CALVIN CYCLE

Photophosphorylation

  • Photophosphorylation is the process by which ATP is formed utilizing the energy derived from light.

Non-Cyclic Pathway

  • The Non-Cyclic Photophosphorylation mechanism involves:

    • An electron donor, specifically water (H2O), which splits into protons (H+) and oxygen (O2) during photolysis.
    • Light energy excites electrons in photosystem II (P680), leading to their transfer down the Electron Transport Chain (ETC).
    • The energies from the electrons are used in ETC to form ATP and reduce NADP+ to NADPH through process-specific enzymes like NADP+ reductase.

  • Summary of components involved:

    • Light energy → Excites electrons → P680 → Electron Transport Chain → ATP production → NADP+ → NADPH synthesis

Energy Requirements

  • The process of making ATP involves:
    • ADP + P + energy → ATP
    • The energy is derived from the proton gradient created during the Electron Transport Chain.

Thylakoid Membrane

  • The thylakoid membrane houses critical components of the light-dependent reactions:

    • Photosystem II and Photosystem I (P-I and P-II)
    • Electron Transport Chain (ETC)
    • ATP synthase

  • Key reactions occurring in the thylakoid membrane:

    • Light absorption
    • H+ ions pumped into the thylakoid lumen
    • Chemiosmosis that powers ATP synthase for ATP production

Photolysis of Water

  • Photolysis is the splitting of water molecules initiated by light.
    • Overall reaction: H2O → 2H+ + 1/2O2
    • This contributes to two sources of H+:
    • The pumping action of the ETC.
    • The splitting of water (photolysis).

Calvin Cycle

  • The Calvin Cycle is responsible for synthesizing glucose from carbon dioxide.

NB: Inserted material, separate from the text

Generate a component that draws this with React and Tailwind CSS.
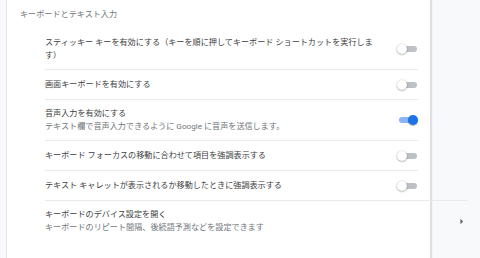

    • Key components include:
    • Rubisco: Ribulose bisphosphate carboxylase/oxygenase, an enzyme involved in the initial carbon fixation step.
    • RuBP: Ribulose bisphosphate, which combines with CO2.
    • PGA: 3-phosphoglycerate, the initial stable product formed.
    • PGAL: Phosphoglyceraldehyde, which is synthesized from PGA.

  • Major Steps in the Calvin Cycle:

    • Step 1: CO2 combines with RuBP to form a 6-carbon, unstable intermediate.
    • Step 2: The unstable intermediate splits into two molecules of PGA.
    • Step 3: ATP and NADPH from light reactions convert PGA into PGAL.
    • Step 4: PGAL can be converted into glucose or recycled back into RuBP.

Chemical Reactions in the Calvin Cycle

  • The cycle uses:
    • 6 CO2 → 6 RuBP
    • Produces 12 PGA from the combination of CO2 and RuBP.
    • Uses 12 ATP and 12 NADPH to convert 12 PGA into 12 PGAL.
    • Some PGAL exits the cycle to form glucose.
    • Regeneration of RuBP requires ATP: 6 PGAL → Glucose + RuBP.

Summary of inputs and outputs:

  • Inputs of Calvin Cycle:

    • 6 CO2, 6 RuBP, 12 ATP, 12 NADPH

  • Outputs of Calvin Cycle:

    • Glucose (from PGAL), 6 RuBP, 12 ADP, 12 NADP+

Key Definitions and Concepts

  • Chemiosmosis: The process of ATP production that uses the energy from proton gradients across membranes.

  • Light Reactions: Reactions of photosynthesis that convert light energy into chemical energy in the form of ATP and NADPH.

  • Dark Reactions (Calvin Cycle): Reactions that do not require light directly but utilize the ATP and NADPH produced in the light reactions to drive the synthesis of glucose from CO2.

  • Phosphorylation: The addition of a phosphate group to a molecule, essential for ATP production.